Country diary: A solitary bee thrives amid the wet

Red mason bee
‘Solitary bees live up to their name – they don’t nest in colonies, although often good nesting conditions can attract many individuals to the same area.’ Photograph: Nature Picture Library/Alamy

The swallows flit in and out of the stable, greeted by a chorus from their open-mouthed chicks. The farrier is here applying a hot shoe to a hoof, and the air fills with a cloud of smoke.

Then, beside me, a bee emerges from the brickwork. The weather has been distinctly bee-unfriendly of late, as the rain continues to fall, but this one is a fine specimen: fluffy, ginger, with big black eyes and long antennae protruding above. I’m face to face with a solitary bee, one of the 250 species found in the UK. Solitary bees live up to their name – they don’t nest in colonies, although often good nesting conditions can attract many individuals to the same area.

This one is a mason bee, which favour crevices in crumbling mortar and old brickwork. Modern bricks, cemented together, leave few opportunities for nesting, but here, spaces have been provided by my dad, who has drilled holes into the solid wall and inserted canes.

The female lays her eggs one at a time, leaving each in a cell with a stash of pollen and nectar ready for the larvae to feed on when they hatch, then each cell is sealed with mud. While she is constructing the nest, she marks it with a unique lemony scent, to ensure it can be located easily.

After a while, this bee returns and heads back into the hole laden with pollen. But then another bee arrives and heads into the same tube. It soon reverses and exits, but looks slightly different, less fluffy. Maybe it’s another of the same species, also looking for a place to lay her eggs, or could it be a cuckoo bee?

Like their namesake bird, cuckoo bees lay their eggs in the nest of another female.
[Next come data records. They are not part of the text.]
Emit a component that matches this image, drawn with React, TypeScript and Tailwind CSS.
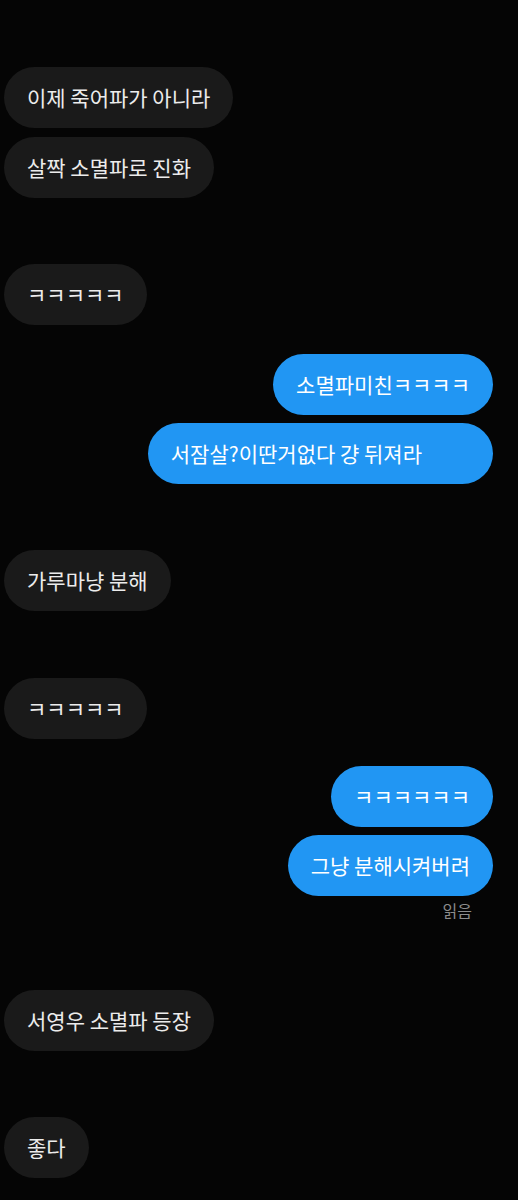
type Msg = { text: string; mine?: boolean; gap: string; pad?: string };

// gaps and paddings written out in full so Tailwind picks them up
const messages: Msg[] = [
  { text: "이제 죽어파가 아니라", gap: "mt-[67px]" },
  { text: "살짝 소멸파로 진화", gap: "mt-[9px]" },
  { text: "ㅋㅋㅋㅋㅋ", gap: "mt-[66px]" },
  { text: "소멸파미친ㅋㅋㅋㅋ", mine: true, gap: "mt-[29px]" },
  // this one has a wide empty tail in the screenshot
  { text: "서잠살?이딴거없다 걍 뒤져라", mine: true, gap: "mt-[8px]", pad: "pr-[71px]" },
  { text: "가루마냥 분해", gap: "mt-[66px]" },
  { text: "ㅋㅋㅋㅋㅋ", gap: "mt-[67px]" },
  { text: "ㅋㅋㅋㅋㅋㅋ", mine: true, gap: "mt-[27px]" },
  { text: "그냥 분해시켜버려", mine: true, gap: "mt-[8px]" },
  { text: "서영우 소멸파 등장", gap: "mt-[70px]" },
  { text: "좋다", gap: "mt-[66px]" },
];

function Bubble({ msg }: { msg: Msg }) {
  return (
    <div
      className={`flex ${msg.gap} ${msg.mine ? "justify-end pr-[25px]" : "justify-start pl-[4px]"}`}
    >
      <div
        className={`h-[61px] flex items-center pl-[23px] ${msg.pad ?? "pr-[23px]"} rounded-full text-[21px] leading-none whitespace-nowrap ${
          msg.mine ? "bg-[#2196f3] text-white" : "bg-[#1a1a1a] text-[#ececec]"
        }`}
      >
        {msg.text}
      </div>
    </div>
  );
}

export default function App() {
  return (
    <div className="w-[518px] h-[1200px] bg-[#050505] overflow-hidden font-['Noto_Sans_CJK_KR','Noto_Sans',sans-serif]">
      {messages.map((m, i) => (
        <div key={i}>
          <Bubble msg={m} />
          {i === 8 && (
            <div className="flex justify-end pr-[46px] mt-[4px] text-[16px] leading-[20px] text-[#8c8c8c]">
              읽음
            </div>
          )}
        </div>
      ))}
    </div>
  );
}
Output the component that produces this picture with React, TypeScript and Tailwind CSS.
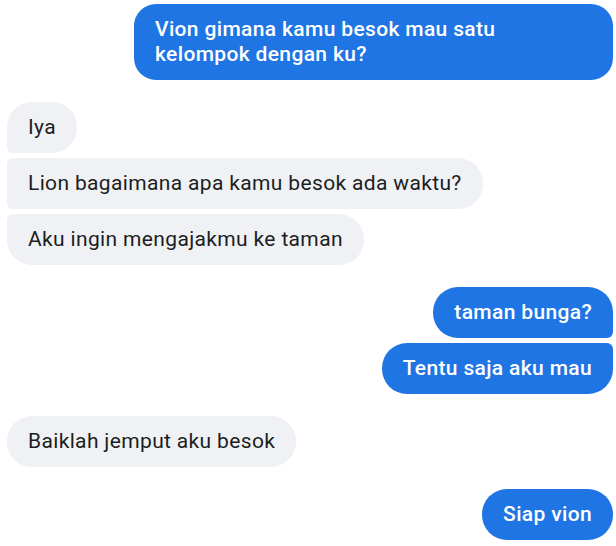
import React from "react";

type Msg = { text: React.ReactNode; mine: boolean; shape: string; key: string };

const groups: Msg[][] = [
  [
    {
      key: "a",
      mine: true,
      shape: "rounded-[22px] w-[479px]",
      text: (
        <>
          Vion gimana kamu besok mau satu
          <br />
          kelompok dengan ku?
        </>
      ),
    },
  ],
  [
    { key: "b", mine: false, shape: "rounded-[25px] rounded-bl-[6px]", text: "Iya" },
    { key: "c", mine: false, shape: "rounded-r-[25px] rounded-l-[6px]", text: "Lion bagaimana apa kamu besok ada waktu?" },
    { key: "d", mine: false, shape: "rounded-[25px] rounded-tl-[6px]", text: "Aku ingin mengajakmu ke taman" },
  ],
  [
    { key: "e", mine: true, shape: "rounded-[25px] rounded-br-[6px]", text: "taman bunga?" },
    { key: "f", mine: true, shape: "rounded-[25px] rounded-tr-[6px]", text: "Tentu saja aku mau" },
  ],
  [{ key: "g", mine: false, shape: "rounded-[25px]", text: "Baiklah jemput aku besok" }],
  [{ key: "h", mine: true, shape: "rounded-[25px]", text: "Siap vion" }],
];

const Bubble = ({ msg }: { msg: Msg }) => (
  <div className={msg.mine ? "flex justify-end" : "flex justify-start"}>
    <div
      className={
        (msg.mine
          ? "bg-[#1e75e3] text-white font-medium"
          : "bg-[#f0f1f5] text-[#1c1e21]") +
        " px-[21px] py-[13px] text-[21px] leading-[25px] tracking-[0.35px] " +
        msg.shape
      }
    >
      {msg.text}
    </div>
  </div>
);

export default function App() {
  return (
    <div
      className="w-[616px] h-[546px] bg-white pl-[7px] pr-[3px] pt-[4px] flex flex-col gap-[22px] overflow-hidden"
      style={{ fontFamily: "Roboto, 'Noto Sans', sans-serif" }}
    >
      {groups.map((g, i) => (
        <div key={i} className="flex flex-col gap-[5px]">
          {g.map((m) => (
            <Bubble key={m.key} msg={m} />
          ))}
        </div>
      ))}
    </div>
  );
}
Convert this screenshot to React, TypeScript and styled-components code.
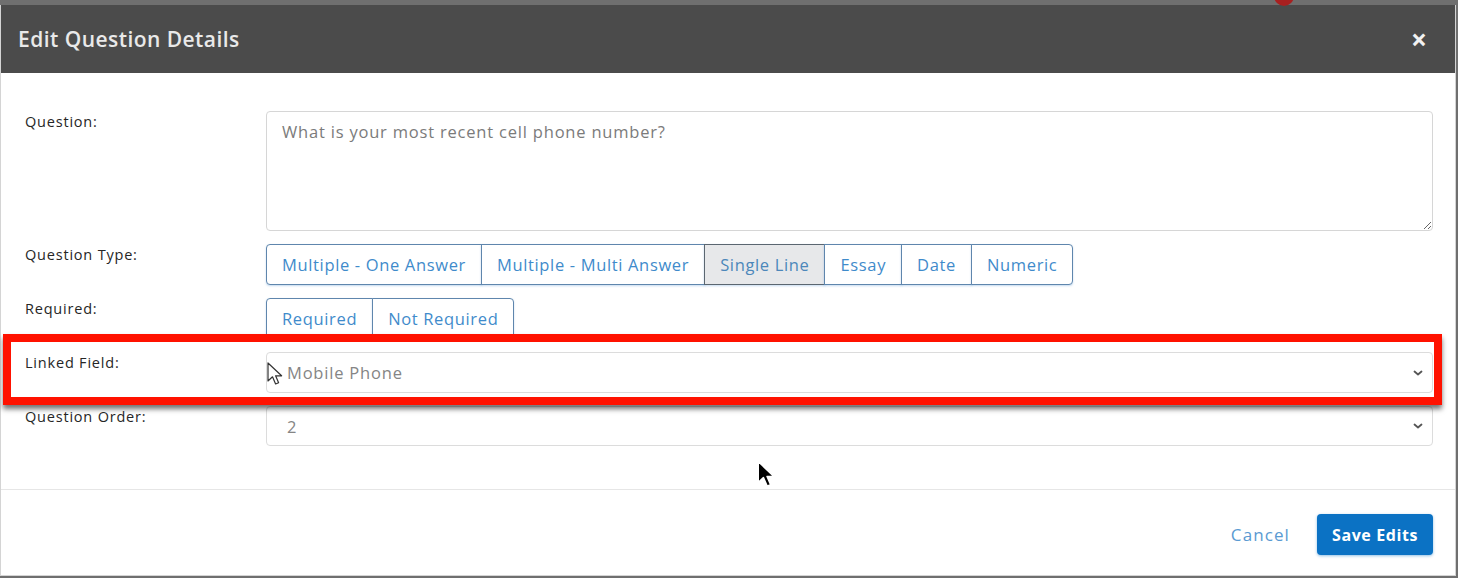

When their young hatch, they eat the food supplies meant for the larvae of the original bee, and sometimes eat them too. Cuckoo bees look like the species they target, but lack the pollen-collecting hairs as they rely on the food provided by the host bee.

Solitary bees, often unnoticed or overlooked, fulfil vital roles as pollinators, just like bumblebees and honeybees. When I check a few days later, the tube is all sealed up with mud, and the swallows are even noisier.